De alguna manera todos estamos derrotados mientras la sociedad humana se rija por los instintos en nombre de una justicia que no puede hacer justicia, pues para hacerla es preciso, por lo menos, aceptar corregirse. La cuestión acuciante es educar en esto. A causa del problema de la justicia, Cristo será siempre condenado y perseguido en su cuerpo real, que es la Iglesia. Por lo tanto, para un cristiano la forma más verdadera de ayudar al mundo para que sea más humano es acrecentar y extender lo más posible la noción de que el mundo sólo acabará cuando Cristo complete su «fermento», es decir, al final de los tiempos. Para toda la historia de la entera humanidad, la resurrección de Cristo es como una singular «bomba atómica» que empieza a afectar a la historia y seguirá haciéndolo hasta su culminación (afecta y dominará, porque el dominio será sólo al final). Por ello, el final de la historia no está en manos de los hombres; nadie lo puede poseer, permanece en el misterio del Padre.

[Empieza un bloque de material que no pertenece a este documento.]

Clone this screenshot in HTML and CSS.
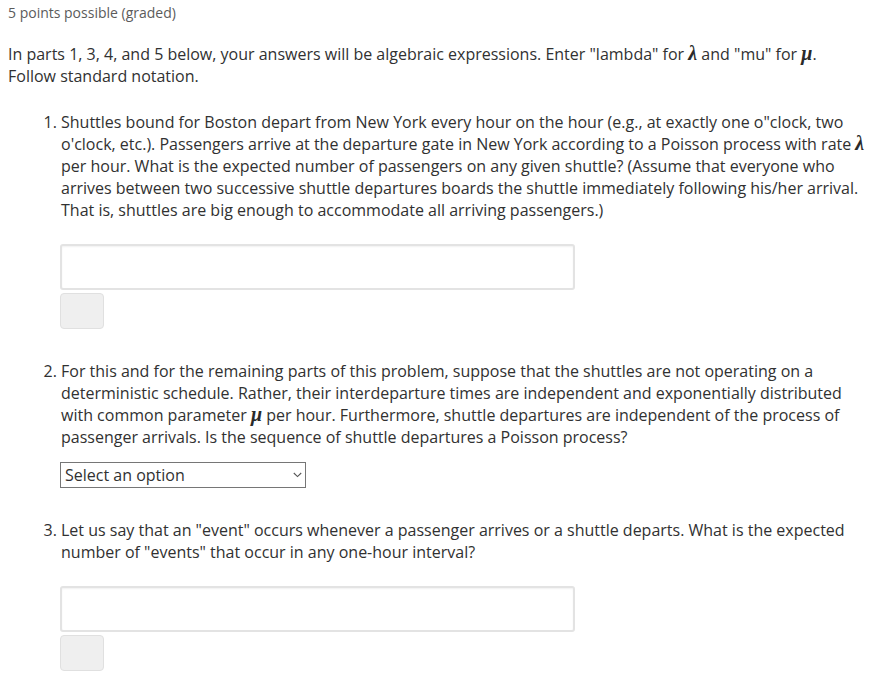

El Papa ha afirmado que la guerra es un delito que brota del pecado original, vigente en el mundo a través de los pecados de nosotros los hombres. Por tanto, tomar el Rosario y rezar a la Virgen, como insistentemente pide Juan Pablo II, es suplicar que nuestros delitos sean los menos posibles. La idea fundamental es que madure en nosotros la vocación cristiana, en la que florece esa humanidad cuyo ejemplo es Cristo (sólo aquí culmina realmente la reflexión).